Negative keywords from Analytics, AdWords and the Wordtracker Keywords tool

Strategizer will find you some of your most reliable Negative keywords (you can see they aren’t converting) but don’t rely on it alone. Here are four other ways to find Negative keywords:

  • Google Analytics: enter your seed word into the keyword filter on the non-paid keyword report and look for keywords that don’t convert.
  • Wordtracker: enter your keywords into Wordtracker’s Related keywords tool and use your intuition and common sense.
  • AdWords tools: AdWords itself will suggest keywords that you can consider to be Negative keywords.
  • AdWords Google Search Query Tool: immediately your AdWords campaigns start you should look at your results on the Google Search Query Tool. If keywords are responding badly consider adding them as Negative keywords.

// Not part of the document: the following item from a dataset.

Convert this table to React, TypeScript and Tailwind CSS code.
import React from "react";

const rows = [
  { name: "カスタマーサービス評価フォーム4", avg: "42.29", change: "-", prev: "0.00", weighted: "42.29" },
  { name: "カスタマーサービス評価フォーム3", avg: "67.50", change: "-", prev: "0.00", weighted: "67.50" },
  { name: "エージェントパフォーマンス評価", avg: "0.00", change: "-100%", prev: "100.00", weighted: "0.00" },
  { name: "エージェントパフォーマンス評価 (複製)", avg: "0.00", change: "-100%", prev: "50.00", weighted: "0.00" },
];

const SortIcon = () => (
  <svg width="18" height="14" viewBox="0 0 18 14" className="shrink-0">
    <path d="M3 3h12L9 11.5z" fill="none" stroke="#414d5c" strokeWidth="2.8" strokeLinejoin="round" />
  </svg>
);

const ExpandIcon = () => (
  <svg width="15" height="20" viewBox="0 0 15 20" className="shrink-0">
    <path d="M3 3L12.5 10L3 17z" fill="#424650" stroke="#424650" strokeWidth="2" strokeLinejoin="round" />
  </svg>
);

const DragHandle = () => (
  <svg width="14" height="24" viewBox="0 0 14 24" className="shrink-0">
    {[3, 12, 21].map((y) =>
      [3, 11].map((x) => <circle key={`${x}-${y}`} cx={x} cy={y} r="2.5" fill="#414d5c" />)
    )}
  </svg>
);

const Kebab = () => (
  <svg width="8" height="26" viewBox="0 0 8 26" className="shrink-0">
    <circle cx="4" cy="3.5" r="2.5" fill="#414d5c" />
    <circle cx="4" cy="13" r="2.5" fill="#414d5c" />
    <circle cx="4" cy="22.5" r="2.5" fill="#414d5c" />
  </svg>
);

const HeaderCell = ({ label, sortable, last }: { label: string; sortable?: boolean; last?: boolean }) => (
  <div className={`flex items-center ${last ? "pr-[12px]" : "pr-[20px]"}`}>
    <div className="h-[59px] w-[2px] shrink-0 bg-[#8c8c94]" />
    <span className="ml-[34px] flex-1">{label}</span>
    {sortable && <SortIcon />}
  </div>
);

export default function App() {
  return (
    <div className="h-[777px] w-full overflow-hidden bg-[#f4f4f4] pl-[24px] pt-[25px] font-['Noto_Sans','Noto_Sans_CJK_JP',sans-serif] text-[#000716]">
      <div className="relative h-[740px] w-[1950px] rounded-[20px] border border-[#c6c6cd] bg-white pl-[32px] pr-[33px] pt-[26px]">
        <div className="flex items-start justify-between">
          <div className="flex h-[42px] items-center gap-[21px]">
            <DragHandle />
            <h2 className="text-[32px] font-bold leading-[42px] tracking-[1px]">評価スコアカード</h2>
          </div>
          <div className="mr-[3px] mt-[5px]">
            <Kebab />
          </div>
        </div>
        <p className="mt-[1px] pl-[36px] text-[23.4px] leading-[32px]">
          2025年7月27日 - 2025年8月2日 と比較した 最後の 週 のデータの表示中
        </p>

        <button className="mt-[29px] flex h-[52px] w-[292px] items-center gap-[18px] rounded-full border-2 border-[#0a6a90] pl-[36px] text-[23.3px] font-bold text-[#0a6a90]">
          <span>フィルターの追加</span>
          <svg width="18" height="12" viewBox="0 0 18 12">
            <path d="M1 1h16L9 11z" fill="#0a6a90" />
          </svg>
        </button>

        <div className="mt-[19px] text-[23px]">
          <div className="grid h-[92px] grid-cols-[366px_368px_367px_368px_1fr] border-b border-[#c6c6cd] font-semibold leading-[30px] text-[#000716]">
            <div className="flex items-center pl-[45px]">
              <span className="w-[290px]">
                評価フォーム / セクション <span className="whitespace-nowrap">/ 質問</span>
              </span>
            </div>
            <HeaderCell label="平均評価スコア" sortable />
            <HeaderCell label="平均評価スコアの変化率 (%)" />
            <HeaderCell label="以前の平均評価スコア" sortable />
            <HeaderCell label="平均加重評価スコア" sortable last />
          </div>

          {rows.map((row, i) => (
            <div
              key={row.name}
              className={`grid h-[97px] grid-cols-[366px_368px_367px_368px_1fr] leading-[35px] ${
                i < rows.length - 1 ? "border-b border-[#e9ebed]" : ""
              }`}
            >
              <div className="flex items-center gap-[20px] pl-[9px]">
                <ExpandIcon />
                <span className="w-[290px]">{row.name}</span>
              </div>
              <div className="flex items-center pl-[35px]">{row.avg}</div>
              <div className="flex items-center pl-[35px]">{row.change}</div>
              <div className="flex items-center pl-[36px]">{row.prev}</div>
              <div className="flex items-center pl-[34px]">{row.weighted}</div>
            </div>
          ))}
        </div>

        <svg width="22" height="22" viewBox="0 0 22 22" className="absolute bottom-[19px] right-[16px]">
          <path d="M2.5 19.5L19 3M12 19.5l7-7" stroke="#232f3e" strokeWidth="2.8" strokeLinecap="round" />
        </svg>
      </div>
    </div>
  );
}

Determining how much work a keyword should get

Strategizer shows you Google’s estimates of the size of each of your target keyword niches. The larger a keyword niche, the more potential it offers for rewards and losses from PPC.

So the bigger a keyword niche the more effort you should put in to finding Negative keywords and further refining your ad groups with exact match bids or new ad groups for sub niches (like business management skills above is a sub niche of management skills).

Money saving tip

If it's too expensive to bid for an Exact match on your target keyword niche's keyword - that's management skills in our example above - make it an Exact match Negative keyword. That way your Phrase and Broad match bids can still compete for less expensive keywords.

Use this advice with more wide-ranging help

Successful AdWords and PPC requires a broad range of skills and as much experience as possible. Strategizer can give you a great start but you must use it and the advice here with other resources. I highly recommend Ian Howie's AdWords Masterclass book and his articles on AdWords here.

Also please note the Strategizer only works with sites that already have organic search engine traffic to learn from and a Google Anlaytics account to import data from.